The Role of Society: Our Quiet Addiction to Blame
We live in a culture obsessed with accountability, but not with compassion. Social media thrives on outrage, not rehabilitation. We publicly shame people for mistakes, yet rarely teach emotional recovery. This collective intolerance seeps inward. If the world doesn’t forgive easily, why should we?
I sometimes wonder if we mistake punishment for progress. If guilt has become a social currency, where the more you show it, the more “good” you appear. But the truth is, chronic guilt doesn’t make us more moral. It makes us smaller, anxious, and stuck. Redemption isn’t in suffering endlessly; it’s in evolving.
Living Beyond the Apology
Healing from guilt isn’t about erasing the past. It’s about reclaiming your capacity to live fully despite it. Some people channel guilt into service, volunteering, mentoring, creating change. Others rebuild quietly, through better choices each day. What matters is that the act of living becomes a form of amends. You stop dragging the past into every future interaction.

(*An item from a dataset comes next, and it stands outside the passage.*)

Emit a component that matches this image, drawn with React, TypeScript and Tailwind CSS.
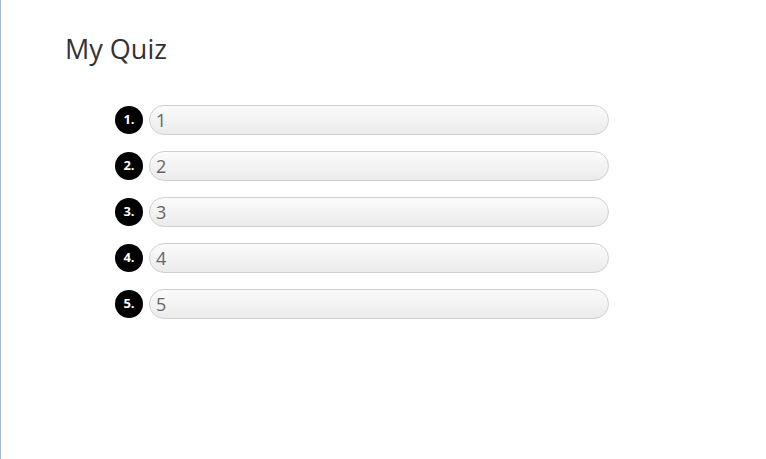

I recall a woman who once told me, “I don’t think I deserve to be happy after what I did.” I asked her, “And how does your misery help anyone?” She paused, and for the first time, laughed. The absurdity of it broke the spell. That’s often how guilt loosens its grip, not with logic, but with a small moment of humour, a crack in the armour where light can slip in.
The Final Reckoning
If guilt has taken root in your life, ask yourself what purpose it’s still serving. Is it a teacher that’s done its job, or a ghost that refuses to leave? The answer isn’t always instant. But start with this truth: you are not your worst moment. You’re the sum of all your attempts to grow beyond it.
Forgiveness, in the end, isn’t a transaction. It’s an act of rebellion against self-condemnation. To forgive yourself is to refuse to let your mistake be the author of your story. That’s not denial. That’s liberation.